[start]
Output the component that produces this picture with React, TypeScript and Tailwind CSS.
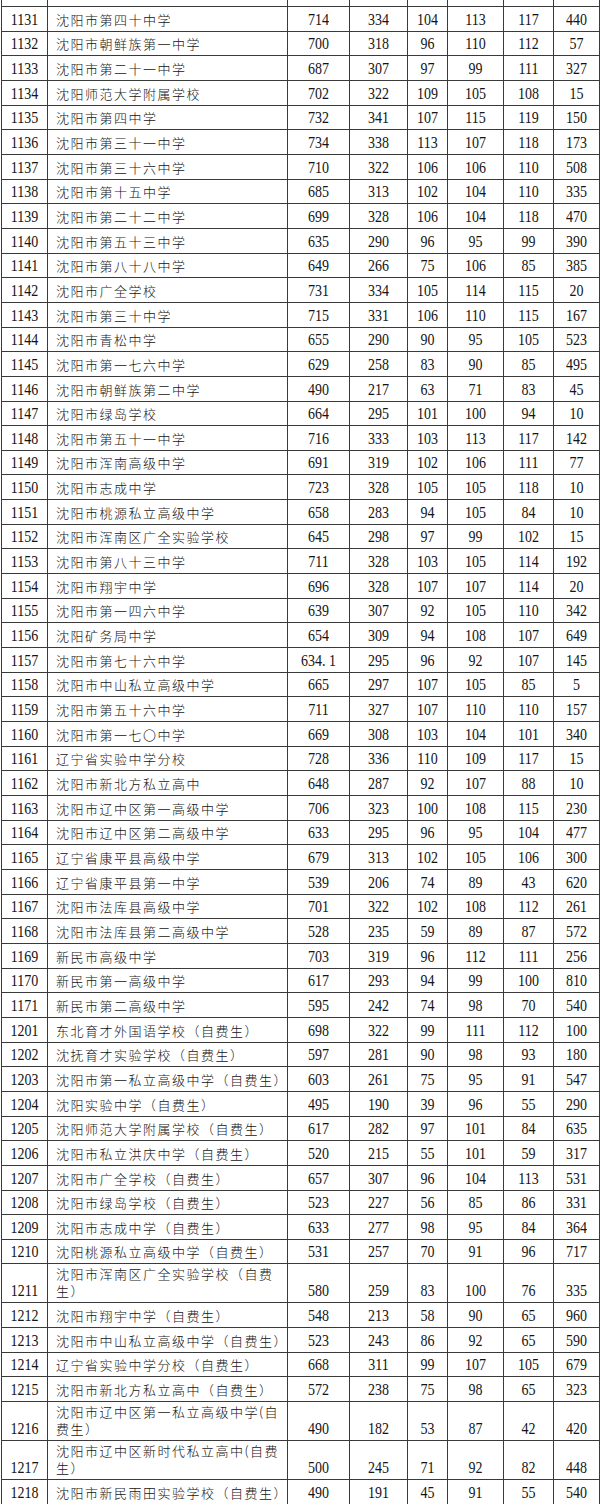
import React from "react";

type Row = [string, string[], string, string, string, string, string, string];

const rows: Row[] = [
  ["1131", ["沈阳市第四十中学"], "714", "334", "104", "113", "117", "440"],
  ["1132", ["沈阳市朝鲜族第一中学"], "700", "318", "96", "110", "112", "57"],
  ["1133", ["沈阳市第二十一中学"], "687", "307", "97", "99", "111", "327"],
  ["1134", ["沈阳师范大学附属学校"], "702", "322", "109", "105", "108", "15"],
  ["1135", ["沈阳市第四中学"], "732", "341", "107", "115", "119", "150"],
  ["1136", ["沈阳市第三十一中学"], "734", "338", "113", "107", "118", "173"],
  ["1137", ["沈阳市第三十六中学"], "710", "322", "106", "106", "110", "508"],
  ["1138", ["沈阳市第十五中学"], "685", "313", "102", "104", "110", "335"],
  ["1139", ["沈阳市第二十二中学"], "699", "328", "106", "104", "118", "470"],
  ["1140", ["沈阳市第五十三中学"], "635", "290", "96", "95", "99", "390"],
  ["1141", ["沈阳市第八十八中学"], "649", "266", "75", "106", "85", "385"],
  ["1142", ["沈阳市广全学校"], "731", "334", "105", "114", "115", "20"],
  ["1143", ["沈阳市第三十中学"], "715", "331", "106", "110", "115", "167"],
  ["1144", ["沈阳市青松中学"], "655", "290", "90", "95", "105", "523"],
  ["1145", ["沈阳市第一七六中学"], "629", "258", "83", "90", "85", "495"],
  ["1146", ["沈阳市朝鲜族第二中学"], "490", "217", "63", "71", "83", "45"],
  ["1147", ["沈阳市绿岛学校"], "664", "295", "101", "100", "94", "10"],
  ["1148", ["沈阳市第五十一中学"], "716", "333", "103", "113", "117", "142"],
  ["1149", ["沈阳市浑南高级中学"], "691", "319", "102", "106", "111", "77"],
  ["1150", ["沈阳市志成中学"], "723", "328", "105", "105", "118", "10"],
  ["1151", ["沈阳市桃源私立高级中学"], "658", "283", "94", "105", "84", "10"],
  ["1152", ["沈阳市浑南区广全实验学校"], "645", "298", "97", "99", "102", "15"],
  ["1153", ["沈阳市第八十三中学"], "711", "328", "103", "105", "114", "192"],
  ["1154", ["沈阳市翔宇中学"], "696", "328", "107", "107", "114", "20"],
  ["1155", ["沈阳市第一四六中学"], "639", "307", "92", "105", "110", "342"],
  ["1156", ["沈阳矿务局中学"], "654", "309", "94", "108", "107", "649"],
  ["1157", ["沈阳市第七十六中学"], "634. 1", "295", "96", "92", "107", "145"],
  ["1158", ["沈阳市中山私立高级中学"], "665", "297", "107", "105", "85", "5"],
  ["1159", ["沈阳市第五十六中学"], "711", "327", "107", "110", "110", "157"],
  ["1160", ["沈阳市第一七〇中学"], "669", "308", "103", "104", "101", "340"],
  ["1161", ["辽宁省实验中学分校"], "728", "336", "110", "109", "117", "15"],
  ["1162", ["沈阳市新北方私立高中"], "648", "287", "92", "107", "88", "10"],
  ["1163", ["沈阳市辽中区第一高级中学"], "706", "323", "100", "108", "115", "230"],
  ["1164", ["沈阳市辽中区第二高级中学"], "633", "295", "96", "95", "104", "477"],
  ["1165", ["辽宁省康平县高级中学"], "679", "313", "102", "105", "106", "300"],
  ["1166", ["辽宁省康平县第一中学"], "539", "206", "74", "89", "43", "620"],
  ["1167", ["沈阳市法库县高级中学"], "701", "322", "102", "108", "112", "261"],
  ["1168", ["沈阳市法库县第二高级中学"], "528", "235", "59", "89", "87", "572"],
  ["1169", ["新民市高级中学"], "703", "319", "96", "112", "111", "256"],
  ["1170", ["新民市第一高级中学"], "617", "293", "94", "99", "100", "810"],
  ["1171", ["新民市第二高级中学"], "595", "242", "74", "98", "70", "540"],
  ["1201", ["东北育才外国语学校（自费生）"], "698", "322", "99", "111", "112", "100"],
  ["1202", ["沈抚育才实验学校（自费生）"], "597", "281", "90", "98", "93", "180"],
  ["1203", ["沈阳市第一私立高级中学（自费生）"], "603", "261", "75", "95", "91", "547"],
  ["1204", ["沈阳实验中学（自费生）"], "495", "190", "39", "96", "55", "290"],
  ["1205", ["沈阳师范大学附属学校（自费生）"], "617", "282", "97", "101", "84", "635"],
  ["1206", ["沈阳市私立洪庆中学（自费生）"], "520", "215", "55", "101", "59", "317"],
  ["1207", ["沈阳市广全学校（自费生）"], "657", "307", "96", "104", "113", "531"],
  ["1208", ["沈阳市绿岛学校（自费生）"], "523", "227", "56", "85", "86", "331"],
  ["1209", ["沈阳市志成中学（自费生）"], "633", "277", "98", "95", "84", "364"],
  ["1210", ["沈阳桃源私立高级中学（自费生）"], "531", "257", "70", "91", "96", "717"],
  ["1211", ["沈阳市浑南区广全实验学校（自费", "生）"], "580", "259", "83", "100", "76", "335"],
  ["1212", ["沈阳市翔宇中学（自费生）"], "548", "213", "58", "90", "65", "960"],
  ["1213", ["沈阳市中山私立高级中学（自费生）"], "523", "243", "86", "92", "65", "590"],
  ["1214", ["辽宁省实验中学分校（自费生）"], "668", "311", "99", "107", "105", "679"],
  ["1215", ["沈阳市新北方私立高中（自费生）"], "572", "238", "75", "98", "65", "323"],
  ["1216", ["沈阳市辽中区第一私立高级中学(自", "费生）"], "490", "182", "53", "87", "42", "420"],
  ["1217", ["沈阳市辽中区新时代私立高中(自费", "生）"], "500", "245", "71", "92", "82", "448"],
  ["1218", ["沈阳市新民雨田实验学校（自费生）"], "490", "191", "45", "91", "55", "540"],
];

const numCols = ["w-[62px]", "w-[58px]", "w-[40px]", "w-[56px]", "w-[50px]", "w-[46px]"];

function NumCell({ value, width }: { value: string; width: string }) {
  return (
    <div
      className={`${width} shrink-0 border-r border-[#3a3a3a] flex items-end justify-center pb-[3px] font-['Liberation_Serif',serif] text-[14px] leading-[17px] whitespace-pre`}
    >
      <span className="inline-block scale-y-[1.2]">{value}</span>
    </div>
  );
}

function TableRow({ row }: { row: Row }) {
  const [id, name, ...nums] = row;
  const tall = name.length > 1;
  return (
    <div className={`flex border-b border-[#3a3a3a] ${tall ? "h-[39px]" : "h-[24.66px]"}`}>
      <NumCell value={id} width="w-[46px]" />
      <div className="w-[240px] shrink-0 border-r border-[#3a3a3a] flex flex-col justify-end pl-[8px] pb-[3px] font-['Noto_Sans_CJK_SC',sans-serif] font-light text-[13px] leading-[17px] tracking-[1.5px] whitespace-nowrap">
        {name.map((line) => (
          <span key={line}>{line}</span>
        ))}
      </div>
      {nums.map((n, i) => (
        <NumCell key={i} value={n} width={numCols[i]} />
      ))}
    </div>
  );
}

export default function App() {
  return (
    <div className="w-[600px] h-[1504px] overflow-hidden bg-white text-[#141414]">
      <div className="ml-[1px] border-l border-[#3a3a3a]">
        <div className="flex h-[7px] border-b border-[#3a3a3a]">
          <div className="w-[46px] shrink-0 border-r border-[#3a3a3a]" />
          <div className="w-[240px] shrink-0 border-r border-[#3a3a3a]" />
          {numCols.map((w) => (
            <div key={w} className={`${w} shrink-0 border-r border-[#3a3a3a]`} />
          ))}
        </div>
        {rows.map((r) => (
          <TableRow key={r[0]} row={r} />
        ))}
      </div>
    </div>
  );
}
[end]
§ WHAT TO DO: Repeat only what lies between the start of the data and the end of the line containing "string, string, string];", exactly, with pictures left out.

§ TASK OUTPUT:
Output the component that produces this picture with React, TypeScript and Tailwind CSS.
import React from "react";

type Row = [string, string[], string, string, string, string, string, string];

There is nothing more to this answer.